The Continued Resilience of Quiet America
Fifty years ago, the United States was facing crises and unrest on multiple fronts. Some predicted that internal chaos and revolution would unravel the nation.
Fifty years ago, the United States was facing crises and unrest on multiple fronts. Some predicted that internal chaos and revolution would unravel the nation.
The 1969 Vietnam War protests on the UC Berkeley campus turned so violent that National Guard helicopters indiscriminately sprayed tear gas on student demonstrators. Later that year, hundreds of thousands of people filled the streets of major cities as part of the “Moratorium to the End the War in Vietnam.” In Washington, D.C., about a half-million protesters marched to the White House.
Native American demonstrators took over the former federal prison on Alcatraz Island in San Francisco Bay and stayed there for 19 months, declaring it their own sovereign space.
In November 1969, the American public was exposed to grotesque photos of the My Lai Massacre, which had occurred the year before. The nation was stunned that American troops in Vietnam had shot innocent women and children. My Lai heated up the already hot national debate over whether the Vietnam War was either moral or winnable.
Meanwhile, the trial of the so-called Chicago Seven, involving the supposed organizers of the riots at the 1968 Democratic National Convention in Chicago, roiled the nation. The courtroom drama involving radical defendants such as Tom Hayden, Abbie Hoffman and Jerry Rubin descended into a national circus, as the battle between leftists and the establishment went from the streets to the courtroom.
It was also the year of the Woodstock music festival. More than 400,000 thrill-seekers showed up on a small farm in the Catskill Mountains in August 1969 to celebrate three days of “peace and music.” Footage of free love and free drugs at Woodstock shocked half the country but resonated with the other half, which viewed the festival as much-needed liberation for an uptight nation.
Newly inaugurated President Richard Nixon characterized the national divide as the “silent majority” of traditional Americans fighting back against radical changes in culture and politics.
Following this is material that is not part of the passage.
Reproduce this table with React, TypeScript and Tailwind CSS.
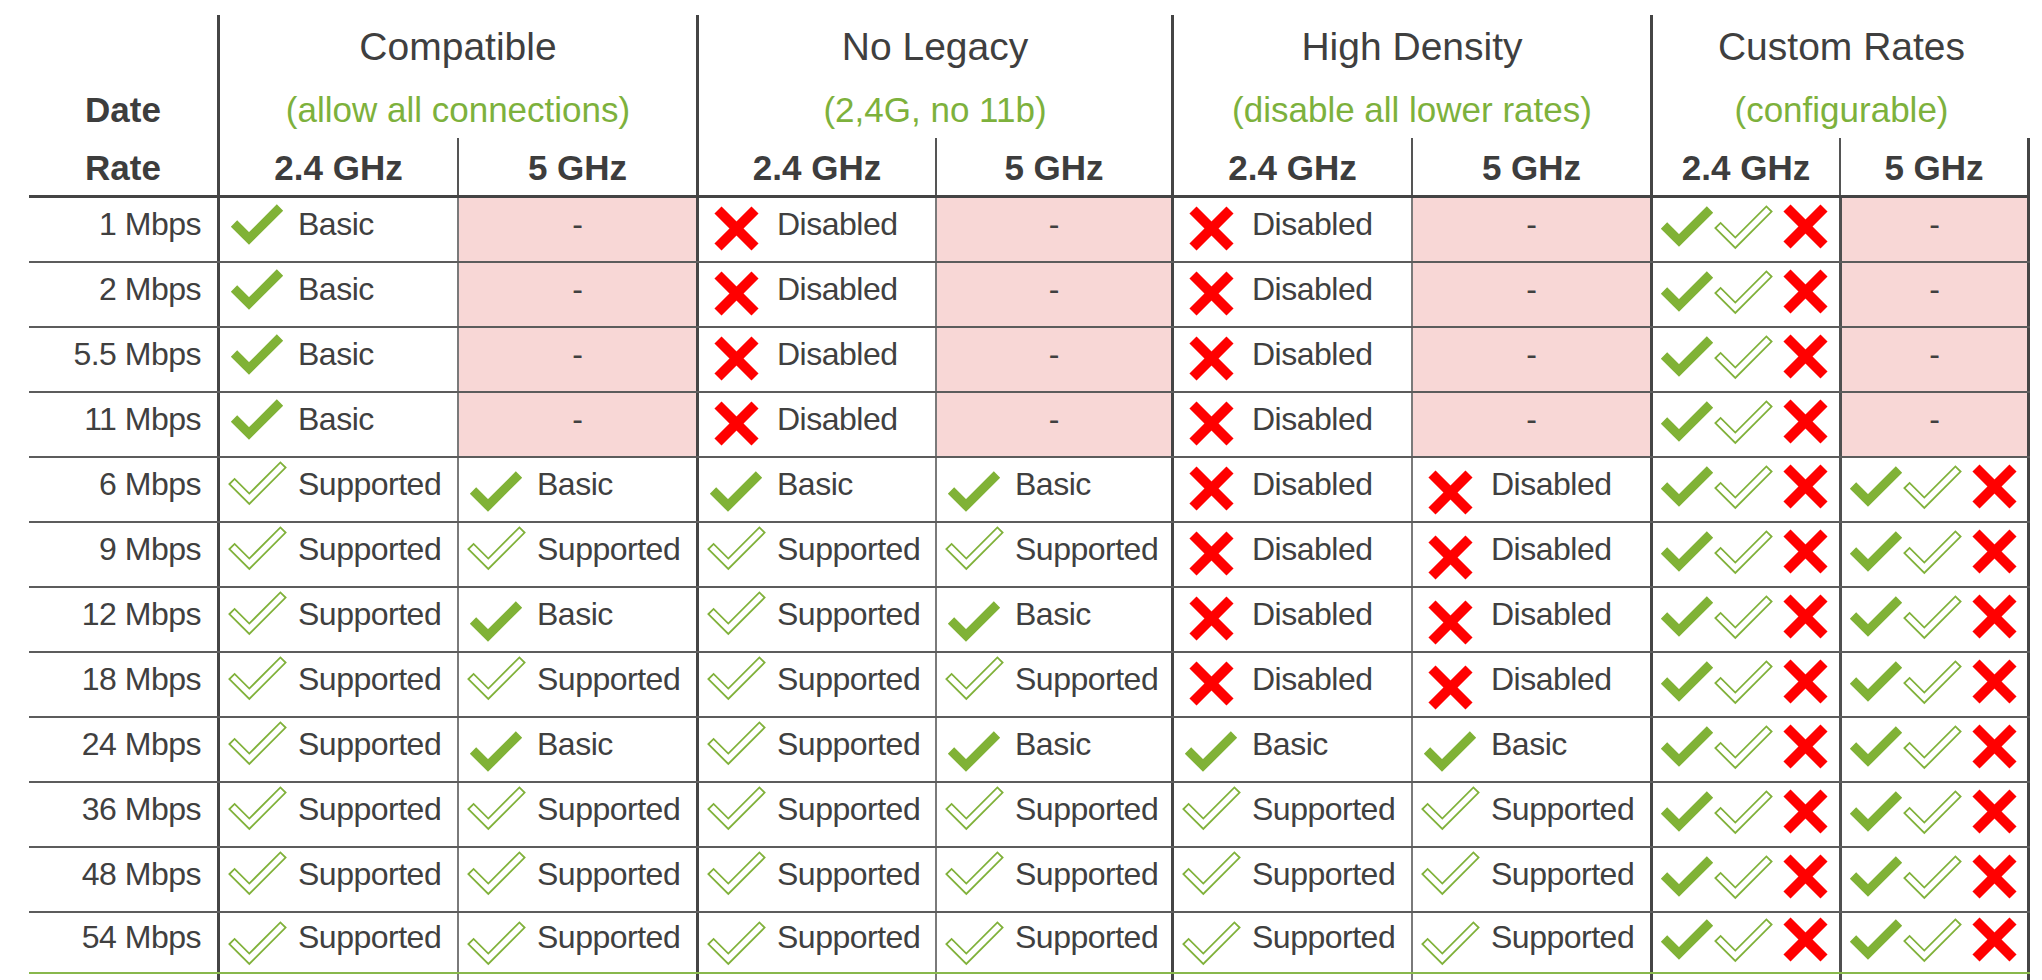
import React from "react";

type Kind = "basic" | "sup" | "dis" | "none" | "custom";

const COLS =
  "grid grid-cols-[188px_240px_239px_239px_236px_240px_239px_189px_191px]";

const bodyBorders = [
  "",
  "border-l-[3px] border-l-[#454545]",
  "border-l-2 border-l-[#7a7a7a]",
  "border-l-[3px] border-l-[#454545]",
  "border-l-2 border-l-[#7a7a7a]",
  "border-l-[3px] border-l-[#454545]",
  "border-l-2 border-l-[#7a7a7a]",
  "border-l-[3px] border-l-[#454545]",
  "border-l-[3px] border-l-[#505050] border-r-[3px] border-r-[#454545]",
];

const headBorders = [
  "border-l-[3px] border-l-[#454545]",
  "border-l-2 border-l-[#555555]",
  "border-l-[3px] border-l-[#454545]",
  "border-l-2 border-l-[#555555]",
  "border-l-[3px] border-l-[#454545]",
  "border-l-2 border-l-[#555555]",
  "border-l-[3px] border-l-[#454545]",
  "border-l-2 border-l-[#555555] border-r-[3px] border-r-[#454545]",
];

const FilledCheck = () => (
  <svg width="54" height="41" viewBox="0 0 54 41" className="block shrink-0">
    <polyline
      points="4,19.5 19,34.5 50,3.5"
      fill="none"
      stroke="#80b236"
      strokeWidth="9"
      strokeLinejoin="miter"
      strokeMiterlimit={10}
    />
  </svg>
);

const OutlineCheck = () => (
  <svg width="59" height="46" viewBox="-1 -1 59 46" className="block shrink-0">
    <polygon
      points="0.4,23.1 20.3,43 56.6,6.6 51.4,1.4 20.3,32.6 5.6,17.9"
      fill="#ffffff"
      stroke="#80b13a"
      strokeWidth="1.8"
      strokeLinejoin="miter"
    />
  </svg>
);

const XIcon = () => (
  <svg width="45" height="45" viewBox="0 0 45 45" className="block shrink-0">
    <line x1="4" y1="4" x2="41" y2="41" stroke="#ff0000" strokeWidth="10" />
    <line x1="41" y1="4" x2="4" y2="41" stroke="#ff0000" strokeWidth="10" />
  </svg>
);

const rates = [
  "1 Mbps",
  "2 Mbps",
  "5.5 Mbps",
  "11 Mbps",
  "6 Mbps",
  "9 Mbps",
  "12 Mbps",
  "18 Mbps",
  "24 Mbps",
  "36 Mbps",
  "48 Mbps",
  "54 Mbps",
];

const legacy: Kind[] = ["basic", "none", "dis", "none", "dis", "none", "custom", "none"];
const allSup: Kind[] = ["sup", "sup", "sup", "sup", "sup", "sup", "custom", "custom"];

const data: Kind[][] = [
  legacy,
  legacy,
  legacy,
  legacy,
  ["sup", "basic", "basic", "basic", "dis", "dis", "custom", "custom"],
  ["sup", "sup", "sup", "sup", "dis", "dis", "custom", "custom"],
  ["sup", "basic", "sup", "basic", "dis", "dis", "custom", "custom"],
  ["sup", "sup", "sup", "sup", "dis", "dis", "custom", "custom"],
  ["sup", "basic", "sup", "basic", "basic", "basic", "custom", "custom"],
  allSup,
  allSup,
  allSup,
];

function shiftCls(kind: Kind, row: number, col: number): string {
  if (kind === "basic") return row < 4 ? "mb-[11px]" : "mt-[4px]";
  if (kind === "sup") return row === 11 ? "" : "mb-[13px]";
  if (kind === "dis") return col === 5 ? "mt-[5px]" : "mb-[3px]";
  return "mb-[6px]";
}

const textCls =
  "ml-[12px] pb-[12px] text-[32px] tracking-[-0.5px] leading-[36px] text-[#404040] whitespace-nowrap";

function BodyCell({ kind, row, col }: { kind: Kind; row: number; col: number }) {
  const border = bodyBorders[col + 1];
  if (kind === "none") {
    return (
      <div className={`${border} bg-[#f8d7d6] flex items-center justify-center`}>
        <span className="pb-[12px] text-[32px] leading-[36px] text-[#404040]">-</span>
      </div>
    );
  }
  if (kind === "custom") {
    return (
      <div className={`${border} flex items-center pl-[7px]`}>
        <div className={`flex items-center ${shiftCls(kind, row, col)}`}>
          <FilledCheck />
          <OutlineCheck />
          <div className="ml-[10px]">
            <XIcon />
          </div>
        </div>
      </div>
    );
  }
  const label = kind === "basic" ? "Basic" : kind === "sup" ? "Supported" : "Disabled";
  return (
    <div className={`${border} flex items-center pl-[8px]`}>
      <div className={`w-[58px] flex justify-center ${shiftCls(kind, row, col)}`}>
        {kind === "basic" ? <FilledCheck /> : kind === "sup" ? <OutlineCheck /> : <XIcon />}
      </div>
      <span className={textCls}>{label}</span>
    </div>
  );
}

const groups = [
  { title: "Compatible", sub: "(allow all connections)" },
  { title: "No Legacy", sub: "(2,4G, no 11b)" },
  { title: "High Density", sub: "(disable all lower rates)" },
  { title: "Custom Rates", sub: "(configurable)" },
];

export default function App() {
  return (
    <div className="w-[2042px] h-[980px] overflow-hidden bg-white font-['Liberation_Sans',Arial,sans-serif] text-[#404040]">
      <div className="ml-[29px] w-[2001px]">
        {/* Header */}
        <div className={`${COLS} grid-rows-[123px_57px] h-[198px] pt-[15px] border-b-[3px] border-b-[#444444]`}>
          <div className="row-span-2 flex flex-col items-center">
            <div className="pt-[75px] text-[35px] leading-[40px] font-bold text-[#3d3d3d]">Date</div>
            <div className="mt-[18px] text-[35px] leading-[40px] font-bold text-[#3d3d3d]">Rate</div>
          </div>
          {groups.map((g) => (
            <div
              key={g.title}
              className="col-span-2 border-l-[3px] border-l-[#454545] flex flex-col items-center"
            >
              <div className="pt-[9px] text-[39px] leading-[45px] text-[#3f3f3f] whitespace-nowrap">
                {g.title}
              </div>
              <div className="mt-[21px] text-[35px] leading-[40px] text-[#7db13c] whitespace-nowrap">
                {g.sub}
              </div>
            </div>
          ))}
          {headBorders.map((b, i) => (
            <div key={i} className={`${b} flex items-center justify-center pt-[3px]`}>
              <span className="text-[35px] leading-[40px] font-bold text-[#3d3d3d]">
                {i % 2 === 0 ? "2.4 GHz" : "5 GHz"}
              </span>
            </div>
          ))}
        </div>

        {/* Body */}
        {data.map((kinds, r) => (
          <div
            key={r}
            className={
              r === 11
                ? `${COLS} h-[61px] border-b-2 border-b-[#88b84c]`
                : `${COLS} h-[65px] border-b-2 border-b-[#5c5c5c]`
            }
          >
            <div className="flex items-center justify-end pr-[16px]">
              <span className="pb-[12px] text-[32px] tracking-[-0.5px] leading-[36px] text-[#404040] whitespace-nowrap">
                {rates[r]}
              </span>
            </div>
            {kinds.map((k, c) => (
              <BodyCell key={c} kind={k} row={r} col={c} />
            ))}
          </div>
        ))}

        {/* Tail of vertical lines */}
        <div className={`${COLS} h-[6px]`}>
          {bodyBorders.map((b, i) => (
            <div key={i} className={b} />
          ))}
        </div>
      </div>
    </div>
  );
}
Under the strain of constant protests, the cultural and moral fabric of the country seemed to be tearing apart. Alternative lifestyle choices sometimes led to violence or death.
When a West Coast version of Woodstock was tried a few months later in Altamont, Calif., the concert ended up an orgy of murder, drug overdoses, random violence and destruction of property.
In July of 1969, liberal icon Teddy Kennedy ran his car off a bridge on Chappaquiddick Island, Mass., and his young passenger, Mary Jo Kopechne, was left to drown. Sen. Kennedy did not report the accident to authorities until 10 hours later.
The next month, members of hippie psychopath Charles Manson’s “family” butchered seven innocents in Los Angeles, among them actress Sharon Tate. The Manson family apparently had hoped that the sensationalized murders would ignite some sort of racial civil war, thereby unraveling the United States.
Yet a wounded United States did not just survive 1969, but reached new heights of scientific, technological and cultural achievement.
For the first time in history, a national economy produced more than $1 trillion worth of goods and services in a single year, as American nominal GDP for 1969 exceeded that level.
America also put the first humans on the moon in 1969 — and did it twice the same year, with the Apollo 11 and Apollo 12 lunar missions.
Boeing’s 747 jumbo jet made its first successful test flight in 1969. The 400-passenger airliner was so well designed and ahead of its time that it continues in service today, a half-century after its rollout. It took some 35 years for a European company to introduce a competitor to the 747, the Airbus A380. Yet the latter jet has been something of a white elephant. Many airlines have stopped using the A380, and Airbus has announced that it will stop producing the jets in 2021.
American computer scientists first used a precursor to the internet in 1969, when computers at UCLA and Stanford managed to share an electronic network, known as ARPANET (Advanced Research Projects Agency Network).
Fifty years later, what are the lessons of the chaotic year 1969 for our similarly schizophrenic age of polarization, civil disunity, and unprecedented wealth and scientific advancement?
America is such a huge and diverse country, and so abundantly endowed with natural and human resources, that it is capable of achieving unprecedented scientific, economic and technological breakthroughs even as its social fabric is tearing apart.
Or, put another way, while the media highlights crime, protests, grievances and civil disorder, a majority of Americans still go to work unbothered each day.
And in a rare society with a free market, constitutional government and individual freedom, people continue to do amazing things even amid the utter chaos around them.